「四谷怪談」の舞台、雑司が谷
- #池袋
鶴屋南北の「東海道四谷怪談」
9月に入りましたが、まだまだ夏は終わりそうにないですね。寝苦しい夜が続く毎日なので、日本に伝わるホラーな話、 鶴屋南北の「東海道四谷怪談」を紹介します。江戸時代は文政8(1825)年に初演された歌舞伎のお話です。まずストーリーを簡単に紹介します。
落ちぶれた武士、民谷伊右衛門(たみやいえもん)には、病弱な岩(いわゆる「お岩さん」)という奥さんと生まれたばかりの子どもがいましたが、大金持ちの武士の孫娘に好かれて、「今の妻と離縁して、この娘と結婚すれば裕福になれる!」と、奥さんがいるにもかかわらず祝言をあげます。武士の体面を守るため、「奥さんが間男と恋に落ちた」から離縁したんだという嘘をでっちあげ、また、新婦の祖父にあたる大金持ちの武士は「病気が治るから」と嘘をついて岩に毒薬を飲ませ、顔をただれさせます。その場にいて間男にでっちあげられた小平も岩とともに伊右衛門に殺され、戸板の両面に打ち付けられて神田川に流されました。
伊右衛門は殺人の罪さえも他人に押し付けますが、毎夜、岩と小平の幽霊に悩まされるようになります。そして、そのたたりで自分の両親も死に至り、自らも仇討ちにあってしまいます。
人の道にはずれると、必ず成敗されるというお話ですね。
「お岩さん」は毒によってただれた恐ろしい顔で有名ですね。肝試しの女幽霊のフォーマットにもなっています。「東海道四谷怪談」を読めば(私は現代語訳を読みました)、当時の武士の状況や「武士の体面」、「仇討ちの習慣」などがわかっておもしろいですよ。話の展開も巧み、お岩さんの描写も詳しすぎて、背中がぞくっとします。(江戸時代って理由さえあれば人を殺せてしまえるのかという驚きもあります)
舞台には雑司が谷も
題名に「四谷」と入っているので、舞台は新宿区四谷あたりだと思われがちですよね。実際、新宿区(四谷)左門町には陽運寺があり、境内にある秦山木の下にお岩様ゆかりのほこらがあったと伝えられ「お岩さんのお寺」とも呼ばれています。

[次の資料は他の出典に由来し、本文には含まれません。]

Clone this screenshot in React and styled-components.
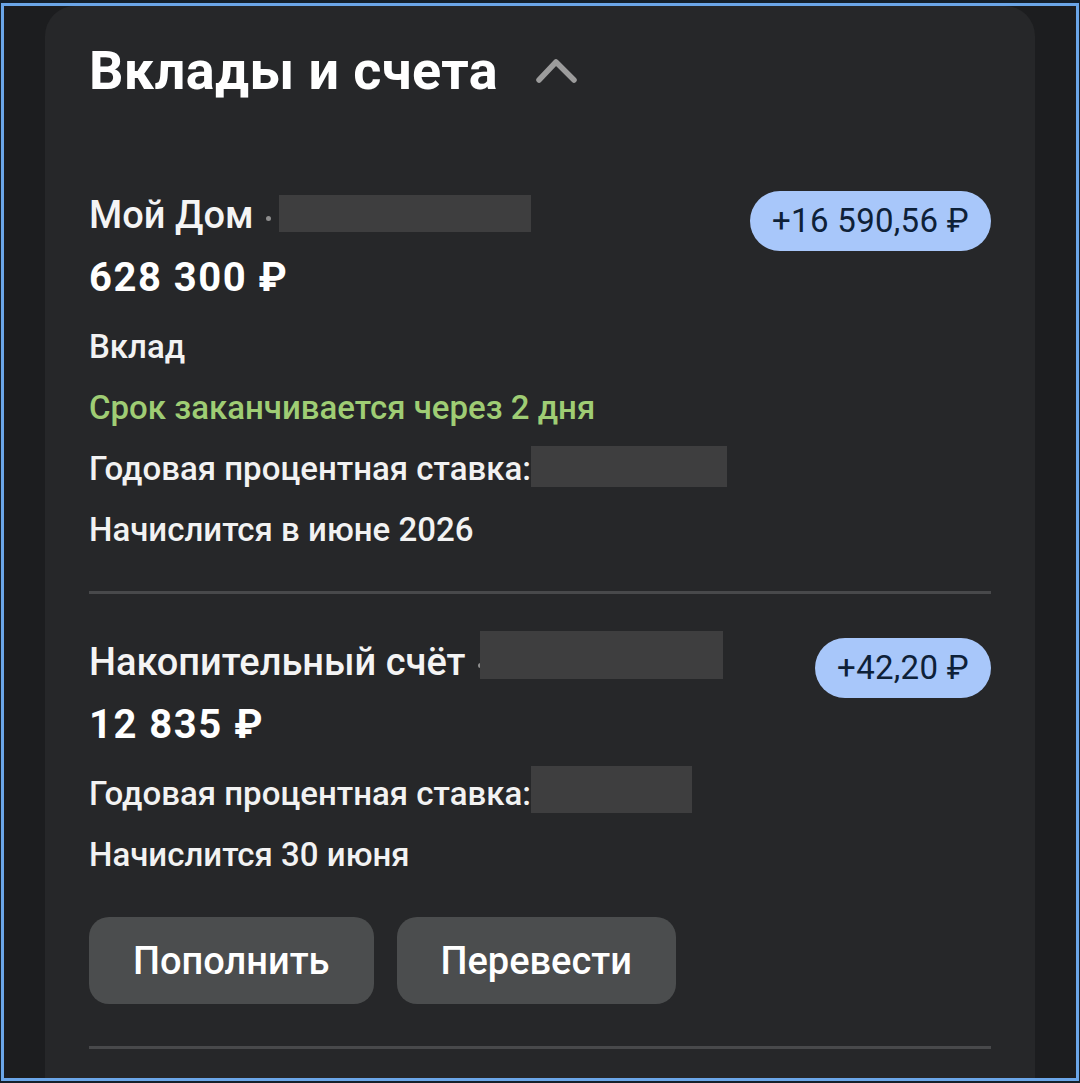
import React from "react";
import styled, { createGlobalStyle } from "styled-components";

const Global = createGlobalStyle`
  html, body { margin: 0; padding: 0; background: #15202b; }
  body { font-family: Roboto, "Noto Sans", "Liberation Sans", sans-serif; -webkit-font-smoothing: antialiased; }
  * { box-sizing: border-box; }
`;

const Frame = styled.div`
  margin: 3px 0 0 1px;
  width: 1078px;
  height: 1078px;
  border: 3px solid #6ba6e8;
  background: #1c1d1f;
  overflow: hidden;
  padding-left: 41px;
  display: flex;
`;

const Card = styled.section`
  width: 990px;
  min-height: 1100px;
  background: #262729;
  border-radius: 30px 30px 0 0;
  padding: 33px 44px 0 44px;
  display: flex;
  flex-direction: column;
`;

const Header = styled.div`
  display: flex;
  align-items: center;
  height: 64px;
  margin-bottom: 88px;
`;

const Title = styled.h1`
  margin: 0;
  font-size: 54px;
  line-height: 64px;
  font-weight: 700;
  color: #ffffff;
  letter-spacing: 0.4px;
`;

const Chevron = styled.svg`
  margin-left: 38px;
  margin-top: 2px;
  width: 42px;
  height: 28px;
`;

const Item = styled.div`
  display: flex;
  flex-direction: column;
  margin-top: ${(p) => p.$mt || 0}px;
`;

const TopRow = styled.div`
  display: flex;
  justify-content: space-between;
  align-items: flex-start;
`;

const NameCol = styled.div`
  display: flex;
  flex-direction: column;
`;

const NameLine = styled.div`
  display: flex;
  align-items: center;
  height: 48px;
  font-size: 38px;
  line-height: 48px;
  font-weight: 500;
  color: #f4f4f4;
`;

const Dot = styled.span`
  flex: none;
  width: 5px;
  height: 5px;
  border-radius: 50%;
  background: #8e8e8e;
  margin: 6px ${(p) => p.$after}px 0 12px;
`;

const Hidden = styled.span`
  display: inline-block;
  flex: none;
  width: ${(p) => p.$w}px;
  height: ${(p) => p.$h}px;
  background: #3e3e3f;
  transform: translateY(${(p) => -(p.$shift || 0)}px);
`;

const Amount = styled.div`
  margin-top: 11px;
  font-size: 40px;
  line-height: 56px;
  font-weight: 700;
  letter-spacing: 1.5px;
  color: #ffffff;
`;

const Badge = styled.div`
  height: 60px;
  padding: 0 22px;
  border-radius: 30px;
  background: #a8c7fa;
  color: #0e2138;
  font-size: 33px;
  line-height: 60px;
  font-weight: 400;
  letter-spacing: 0.3px;
  white-space: nowrap;
`;

const Info = styled.div`
  display: flex;
  flex-direction: column;
  margin-top: 10px;
`;

const Line = styled.div`
  display: flex;
  align-items: center;
  height: 61px;
  font-size: 33px;
  line-height: 61px;
  font-weight: 500;
  color: ${(p) => (p.$green ? "#9fcd74" : "#f2f2f2")};
`;

const Divider = styled.hr`
  margin: ${(p) => p.$mt}px 0 0 0;
  border: none;
  height: 3px;
  background: #48494b;
`;

const Buttons = styled.div`
  display: flex;
  gap: 23px;
  margin-top: 32px;
`;

const Button = styled.button`
  height: 87px;
  padding: 0 44px;
  border: none;
  border-radius: 20px;
  background: #4b4d4e;
  color: #ffffff;
  font-family: inherit;
  font-size: 38px;
  font-weight: 500;
`;

export default function App() {
  return (
    <>
      <Global />
      <Frame>
        <Card>
          <Header>
            <Title>Вклады и счета</Title>
            <Chevron viewBox="0 0 42 28">
              <polyline points="3,22 20,4 38,22" fill="none" stroke="#9c9c9c" strokeWidth="5.5" strokeLinecap="round" strokeLinejoin="round" />
            </Chevron>
          </Header>

          <Item>
            <TopRow>
              <NameCol>
                <NameLine>
                  Мой Дом<Dot $after={8} /><Hidden $w={252} $h={37} $shift={2} />
                </NameLine>
                <Amount>628 300 ₽</Amount>
              </NameCol>
              <Badge>+16 590,56 ₽</Badge>
            </TopRow>
            <Info>
              <Line>Вклад</Line>
              <Line $green>Срок заканчивается через 2 дня</Line>
              <Line>
                Годовая процентная ставка:<Hidden $w={196} $h={41} $shift={2} />
              </Line>
              <Line>Начислится в июне 2026</Line>
            </Info>
            <Divider $mt={31} />
          </Item>

          <Item $mt={44}>
            <TopRow>
              <NameCol>
                <NameLine>
                  Накопительный счёт<Dot $after={-3} /><Hidden $w={243} $h={48} $shift={7} />
                </NameLine>
                <Amount>12 835 ₽</Amount>
              </NameCol>
              <Badge>+42,20 ₽</Badge>
            </TopRow>
            <Info>
              <Line>
                Годовая процентная ставка:<Hidden $w={161} $h={47} $shift={4} />
              </Line>
              <Line>Начислится 30 июня</Line>
            </Info>
            <Buttons>
              <Button>Пополнить</Button>
              <Button>Перевести</Button>
            </Buttons>
            <Divider $mt={42} />
          </Item>
        </Card>
      </Frame>
    </>
  );
}
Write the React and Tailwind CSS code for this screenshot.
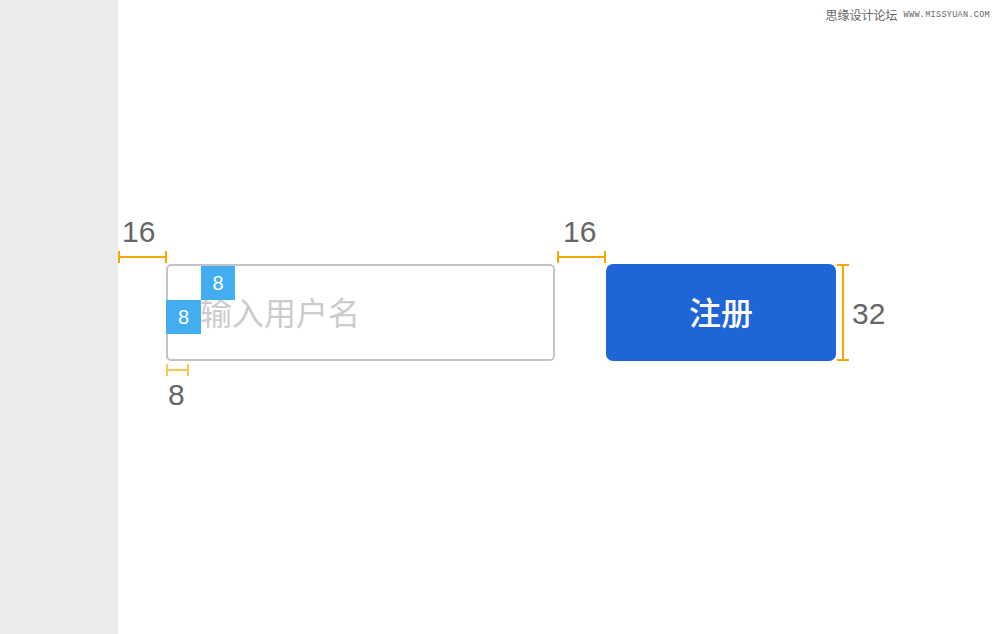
import React from 'react';

const cjk = { fontFamily: '"Noto Sans CJK SC", "Noto Sans", sans-serif' };
const num = { fontFamily: '"Liberation Sans", Arial, sans-serif' };

// horizontal dimension line with end ticks
const HLine = ({ className, light }) => (
  <div className={`absolute flex items-center ${className}`}>
    <div className={`h-[12px] w-[2px] ${light ? 'bg-[#f8c657]' : 'bg-[#f5a800]'}`} />
    <div className={`h-[2px] flex-1 ${light ? 'bg-[#f8c657]' : 'bg-[#f5a800]'}`} />
    <div className={`h-[12px] w-[2px] ${light ? 'bg-[#f8c657]' : 'bg-[#f5a800]'}`} />
  </div>
);

export default function App() {
  return (
    <div className="flex h-[634px] w-[1000px] overflow-hidden bg-white">
      <div className="h-full w-[118px] shrink-0 bg-[#ebebeb]" />

      <div className="relative flex-1">
        {/* watermark */}
        <div className="absolute right-[10px] top-[9px] flex items-center gap-[6px] text-[#666]">
          <span className="text-[12px] leading-none" style={cjk}>思缘设计论坛</span>
          <span className="text-[8.5px] leading-none tracking-[0.3px]" style={{ fontFamily: '"Liberation Mono", monospace' }}>
            WWW.MISSYUAN.COM
          </span>
        </div>

        <div className="flex pl-[48px] pt-[264px]">
          <div className="relative h-[97px] w-[389px] rounded-[5px] border-2 border-[#c4c4c4]">
            <div className="flex h-full items-center pb-[4px] pl-[32px]">
              <span className="text-[32px] leading-none text-[#cccccc]" style={cjk}>输入用户名</span>
            </div>
            <div className="absolute left-[33px] top-0 flex h-[34px] w-[34px] items-center justify-center bg-[#42adf0] text-[20px] text-white" style={num}>8</div>
            <div className="absolute left-[-2px] top-[34px] flex h-[34px] w-[35px] items-center justify-center bg-[#42adf0] text-[20px] text-white" style={num}>8</div>
          </div>

          <button className="ml-[51px] flex h-[97px] w-[230px] items-center justify-center rounded-[7px] bg-[#1f65d8] pb-[4px] text-[32px] font-medium text-white" style={cjk}>
            注册
          </button>
        </div>

        {/* annotations */}
        <span className="absolute left-[4px] top-[217px] text-[30px] leading-none text-[#666]" style={num}>16</span>
        <HLine className="left-0 top-[251px] w-[49px]" />

        <span className="absolute left-[445px] top-[217px] text-[30px] leading-none text-[#666]" style={num}>16</span>
        <HLine className="left-[439px] top-[251px] w-[49px]" />

        <HLine className="left-[48px] top-[364px] w-[23px]" light />
        <span className="absolute left-[50px] top-[380px] text-[30px] leading-none text-[#666]" style={num}>8</span>

        <div className="absolute left-[719px] top-[264px] flex h-[97px] w-[12px] flex-col items-center">
          <div className="h-[2px] w-[12px] bg-[#f5a800]" />
          <div className="w-[2px] flex-1 bg-[#f5a800]" />
          <div className="h-[2px] w-[12px] bg-[#f5a800]" />
        </div>
        <span className="absolute left-[734px] top-[299px] text-[30px] leading-none text-[#666]" style={num}>32</span>
      </div>
    </div>
  );
}
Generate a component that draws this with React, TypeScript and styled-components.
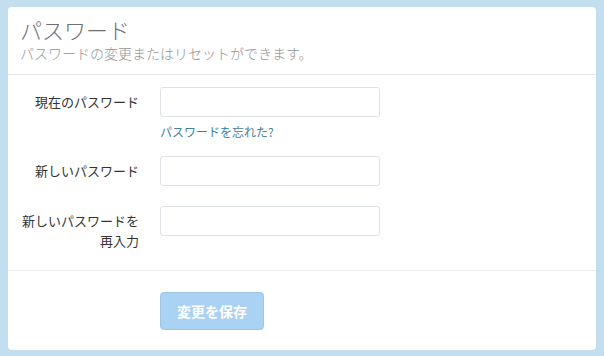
import React from 'react'
import styled, { createGlobalStyle } from 'styled-components'

const GlobalStyle = createGlobalStyle`
  html, body {
    margin: 0;
    padding: 0;
    background: #c2deef;
  }
  body {
    font-family: "Noto Sans CJK JP", "Noto Sans", "Liberation Sans", sans-serif;
  }
`

const Page = styled.div`
  padding: 7px 8px 6px 8px;
`

const Card = styled.div`
  background: #ffffff;
  border-radius: 4px;
  height: 343px;
  display: flex;
  flex-direction: column;
  overflow: hidden;
`

const Header = styled.div`
  padding: 9px 12px 12px 12px;
  border-bottom: 1px solid #e6e6e6;
`

const Title = styled.h1`
  margin: 0;
  font-size: 22px;
  line-height: 26px;
  font-weight: 300;
  color: #707070;
`

const Subtitle = styled.p`
  margin: 2px 0 0 0;
  font-size: 14px;
  line-height: 18px;
  font-weight: 300;
  color: #949494;
`

const Body = styled.div`
  padding: 12px 0 19px 0;
  display: flex;
  flex-direction: column;
  border-bottom: 1px solid #ececec;
`

const Row = styled.div<{ $gap: number }>`
  display: grid;
  grid-template-columns: 131px 220px;
  column-gap: 21px;
  margin-top: ${({ $gap }) => $gap}px;
`

const Label = styled.label`
  padding-top: 5px;
  text-align: right;
  font-size: 13px;
  line-height: 20px;
  color: #333333;
`

const Field = styled.div`
  display: flex;
  flex-direction: column;
`

const Input = styled.input`
  box-sizing: border-box;
  width: 220px;
  height: 30px;
  border: 1px solid #dde2e6;
  border-radius: 3px;
  background: #ffffff;
  padding: 4px 8px;
  font-size: 13px;
  outline: none;
`

const ForgotLink = styled.a`
  margin-top: 6px;
  font-size: 12px;
  line-height: 18px;
  color: #3f83a0;
  text-decoration: none;
`

const Footer = styled.div`
  padding: 21px 0 0 152px;
`

const SaveButton = styled.button`
  width: 104px;
  height: 38px;
  border: 1px solid #9cc6e8;
  border-radius: 4px;
  background: #a9d2f3;
  color: #ffffff;
  font-family: inherit;
  font-size: 14px;
  font-weight: 700;
  cursor: not-allowed;
`

export default function App() {
  return (
    <>
      <GlobalStyle />
      <Page>
        <Card>
          <Header>
            <Title>パスワード</Title>
            <Subtitle>パスワードの変更またはリセットができます。</Subtitle>
          </Header>
          <Body>
            <Row $gap={0}>
              <Label>現在のパスワード</Label>
              <Field>
                <Input type="password" />
                <ForgotLink href="#">パスワードを忘れた?</ForgotLink>
              </Field>
            </Row>
            <Row $gap={15}>
              <Label>新しいパスワード</Label>
              <Field>
                <Input type="password" />
              </Field>
            </Row>
            <Row $gap={20}>
              <Label>
                新しいパスワードを
                <br />
                再入力
              </Label>
              <Field>
                <Input type="password" />
              </Field>
            </Row>
          </Body>
          <Footer>
            <SaveButton disabled>変更を保存</SaveButton>
          </Footer>
        </Card>
      </Page>
    </>
  )
}
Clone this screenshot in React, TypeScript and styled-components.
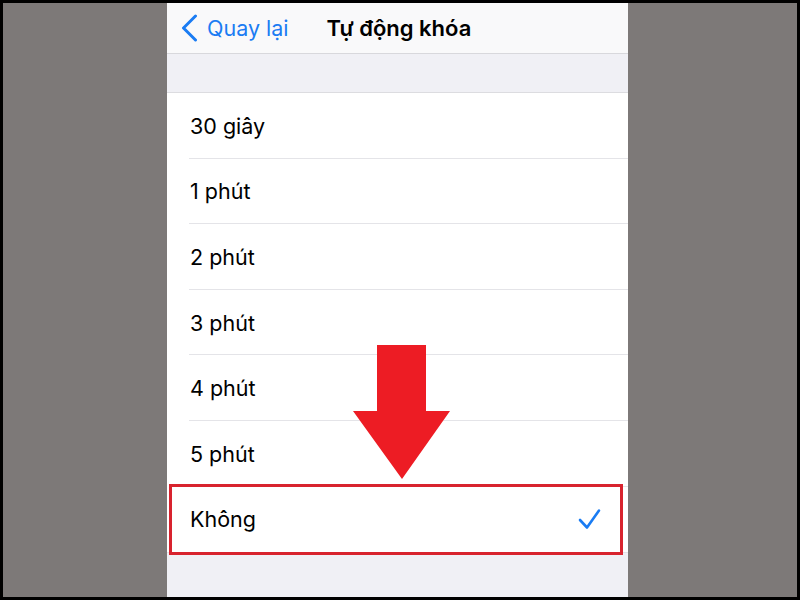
import React from "react";
import styled, { createGlobalStyle } from "styled-components";

const GlobalStyle = createGlobalStyle`
  html, body {
    margin: 0;
    padding: 0;
    background: #000;
  }
  * {
    box-sizing: border-box;
  }
`;

const blue = "#1a7cf3";

const Frame = styled.div`
  width: 800px;
  height: 600px;
  border: 3px solid #000;
  background: #7d7978;
  display: grid;
  grid-template-columns: 164px 461px 1fr;
  font-family: Inter, "Noto Sans", "Liberation Sans", sans-serif;
`;

const Phone = styled.div`
  grid-column: 2;
  position: relative;
  display: flex;
  flex-direction: column;
  background: #f0f0f5;
  overflow: hidden;
`;

const NavBar = styled.div`
  height: 51px;
  flex-shrink: 0;
  background: #f9f9fa;
  border-bottom: 1px solid #d8d8dc;
  display: flex;
  align-items: center;
  padding-left: 14px;
`;

const BackButton = styled.div`
  display: flex;
  align-items: center;
  gap: 9px;
  color: ${blue};
  font-size: 21.5px;
`;

const Title = styled.div`
  margin-left: 38px;
  font-size: 22px;
  font-weight: 600;
  color: #000;
`;

const Spacer = styled.div`
  height: 39px;
  flex-shrink: 0;
  border-bottom: 1px solid #dcdce0;
`;

const List = styled.div`
  background: #fff;
  display: flex;
  flex-direction: column;
  border-bottom: 1px solid #e2e2e6;
`;

const Row = styled.div<{ $last?: boolean }>`
  position: relative;
  height: 65.6px;
  display: flex;
  align-items: center;
  justify-content: space-between;
  padding: 0 26px 0 23px;
  font-size: 21.5px;
  color: #000;

  &::after {
    content: "";
    display: ${(p) => (p.$last ? "none" : "block")};
    position: absolute;
    left: 22px;
    right: 0;
    bottom: 0;
    height: 1px;
    background: #e4e4e8;
  }
`;

const Highlight = styled.div`
  position: absolute;
  left: 2px;
  right: 5px;
  top: -3px;
  bottom: -3px;
  border: 3px solid #d8232e;
  pointer-events: none;
`;

const Arrow = styled.svg`
  position: absolute;
  left: 186px;
  top: 339px;
`;

const Check = () => (
  <svg width="24" height="22" viewBox="0 0 24 22">
    <polyline
      points="2,12 9,19.5 21,2.5"
      fill="none"
      stroke={blue}
      strokeWidth="2.6"
      strokeLinecap="round"
      strokeLinejoin="round"
    />
  </svg>
);

const Chevron = () => (
  <svg width="17" height="28" viewBox="0 0 17 28">
    <polyline
      points="14.5,2 2.5,14 14.5,26"
      fill="none"
      stroke={blue}
      strokeWidth="3"
      strokeLinecap="round"
      strokeLinejoin="round"
    />
  </svg>
);

const options = ["30 giây", "1 phút", "2 phút", "3 phút", "4 phút", "5 phút", "Không"];
const selected = "Không";

export default function App() {
  return (
    <>
      <GlobalStyle />
      <Frame>
        <Phone>
          <NavBar>
            <BackButton>
              <Chevron />
              Quay lại
            </BackButton>
            <Title>Tự động khóa</Title>
          </NavBar>
          <Spacer />
          <List>
            {options.map((o, i) => (
              <Row key={o} $last={i === options.length - 1}>
                {o}
                {o === selected && <Check />}
                {o === selected && <Highlight />}
              </Row>
            ))}
          </List>
          <Arrow width="100" height="140" viewBox="0 0 100 140">
            <polygon
              points="24,3 73,3 73,69 97,69 49,137 0,69 24,69"
              fill="#ed1c24"
            />
          </Arrow>
        </Phone>
      </Frame>
    </>
  );
}
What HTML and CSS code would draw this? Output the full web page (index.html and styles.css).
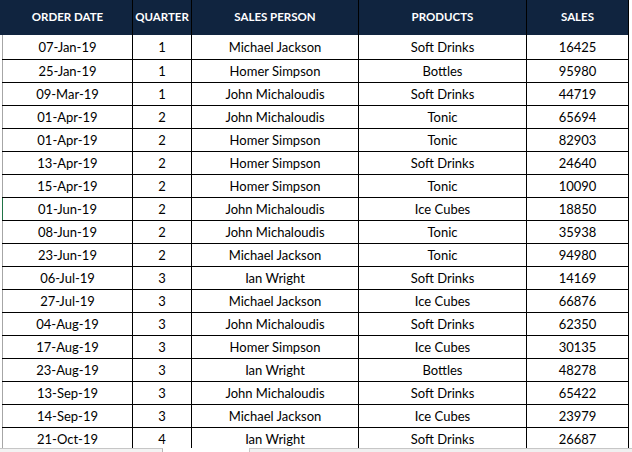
FILE: index.html
```html
<!DOCTYPE html>
<html>
<head>
<meta charset="utf-8">
<link rel="stylesheet" href="styles.css">
</head>
<body>
<div class="sheet">
<table class="grid">
<colgroup><col class="c1"><col class="c2"><col class="c3"><col class="c4"><col class="c5"></colgroup>
<thead>
<tr><th>ORDER DATE</th><th>QUARTER</th><th>SALES PERSON</th><th>PRODUCTS</th><th>SALES</th></tr>
</thead>
<tbody>
<tr><td>07-Jan-19</td><td>1</td><td>Michael Jackson</td><td>Soft Drinks</td><td>16425</td></tr>
<tr><td>25-Jan-19</td><td>1</td><td>Homer Simpson</td><td>Bottles</td><td>95980</td></tr>
<tr><td>09-Mar-19</td><td>1</td><td>John Michaloudis</td><td>Soft Drinks</td><td>44719</td></tr>
<tr><td>01-Apr-19</td><td>2</td><td>John Michaloudis</td><td>Tonic</td><td>65694</td></tr>
<tr><td>01-Apr-19</td><td>2</td><td>Homer Simpson</td><td>Tonic</td><td>82903</td></tr>
<tr><td>13-Apr-19</td><td>2</td><td>Homer Simpson</td><td>Soft Drinks</td><td>24640</td></tr>
<tr><td>15-Apr-19</td><td>2</td><td>Homer Simpson</td><td>Tonic</td><td>10090</td></tr>
<tr><td class="active">01-Jun-19</td><td>2</td><td>John Michaloudis</td><td>Ice Cubes</td><td>18850</td></tr>
<tr><td>08-Jun-19</td><td>2</td><td>John Michaloudis</td><td>Tonic</td><td>35938</td></tr>
<tr><td>23-Jun-19</td><td>2</td><td>Michael Jackson</td><td>Tonic</td><td>94980</td></tr>
<tr><td>06-Jul-19</td><td>3</td><td>Ian Wright</td><td>Soft Drinks</td><td>14169</td></tr>
<tr><td>27-Jul-19</td><td>3</td><td>Michael Jackson</td><td>Ice Cubes</td><td>66876</td></tr>
<tr><td>04-Aug-19</td><td>3</td><td>John Michaloudis</td><td>Soft Drinks</td><td>62350</td></tr>
<tr><td>17-Aug-19</td><td>3</td><td>Homer Simpson</td><td>Ice Cubes</td><td>30135</td></tr>
<tr><td>23-Aug-19</td><td>3</td><td>Ian Wright</td><td>Bottles</td><td>48278</td></tr>
<tr><td>13-Sep-19</td><td>3</td><td>John Michaloudis</td><td>Soft Drinks</td><td>65422</td></tr>
<tr><td>14-Sep-19</td><td>3</td><td>Michael Jackson</td><td>Ice Cubes</td><td>23979</td></tr>
<tr><td>21-Oct-19</td><td>4</td><td>Ian Wright</td><td>Soft Drinks</td><td>26687</td></tr>
</tbody>
</table>
</div>
<div class="hscroll"><div class="tabs"></div><div class="gap"></div><div class="track"></div></div>
</body>
</html>
```

FILE: styles.css
```css
html, body {
  margin: 0;
  padding: 0;
  background: #ffffff;
  overflow: hidden;
}
body {
  width: 632px;
  height: 452px;
  font-family: Lato, "Open Sans", sans-serif;
  font-size: 13px;
  color: #000000;
}
.sheet {
  height: 448px;
  overflow: hidden;
  padding-left: 2px;
  background: linear-gradient(#10243f, #10243f) no-repeat 0 0 / 2px 35px, #ffffff;
}
.grid {
  border-collapse: collapse;
  table-layout: fixed;
  width: 626px;
}
.c1 { width: 130px; }
.c2 { width: 59px; }
.c3 { width: 167px; }
.c4 { width: 168px; }
.c5 { width: 102px; }
.grid th {
  background: #10243f;
  color: #ffffff;
  font-weight: 700;
  font-size: 11.5px;
  height: 35px;
  padding: 0 0 3px 0;
  box-sizing: border-box;
  border-left: 1px solid #000000;
  border-right: 1px solid #000000;
  text-align: center;
  white-space: nowrap;
}
.grid th:first-child { border-left: 1px solid #10243f; }
.grid td {
  height: 23px;
  padding: 1px 0 0 0;
  box-sizing: border-box;
  border: 1px solid #000000;
  text-align: center;
  white-space: nowrap;
}
.grid tbody tr:first-child td { border-top: none; height: 24px; }
.grid td:first-child { border-left: 1px solid #a6a6a6; }
.grid td.active { border-left: 1px solid #217346; }
.hscroll {
  height: 4px;
  display: flex;
  background: #f0f0f0;
}
.tabs {
  width: 162px;
  border-top: 1px solid #c6c6c6;
  border-right: 1px solid #b5b5b5;
  background: #f3f3f3;
}
.gap {
  width: 86px;
  background: #ffffff;
}
.track {
  flex: 1;
  border-top: 1px solid #c6c6c6;
  border-left: 1px solid #c6c6c6;
  background: #f0f0f0;
}
```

しかし実は、「四谷」は「四家」のこと。豊島区雑司が谷と高田にまたがる「高田四家町(現:高田一丁目交差点あたり)」が殺人の舞台となっています。物語の中にも「ここは雑司ケ谷の四谷町。伊右衛門と岩が新居に定めた地である」とあります。江戸時代の地図を見ると、鬼子母神の参道が清戸道(現:目白通り)と交差している四つ辻に、「高田四家町」とあります。この四つ辻には江戸時代、4軒の大きな造り酒屋があったと言われています。物語は浅草から始まり、雑司が谷で殺人事件が起きた後、下町の本所あたりで呪われる流れとなっています。
どうして「四谷怪談」となっているかというと、どうやら江戸時代に新宿区左門町で実際に起きた事件(なので、新宿左門町にお岩さんのお寺がある)を参考に鶴屋南北が脚本を書いたからだそうです。しかし、殺人を犯したり、遺体を戸板に打ち付けたりするなど、激しく音が出るシーンがあるため、周囲に家のない寂しい場所にしなければいけなかったのと、戸板を川に流すため近くに川がある必要があったのとで、舞台として神田川が近い「高田四家町」が選ばれたのではないかと言われています。神田川にかかる「姿見の橋(現:面影橋)」あたりで戸板を流したのではと思われます。
今は、家がびっしりと建ってる高田四家町付近ですが、江戸時代は、鬼子母神への参拝客で賑わう門前以外は畑ばかりの寂しい場所だったらしく、それで鶴屋南北は物語の舞台に選んだのではないでしょうか。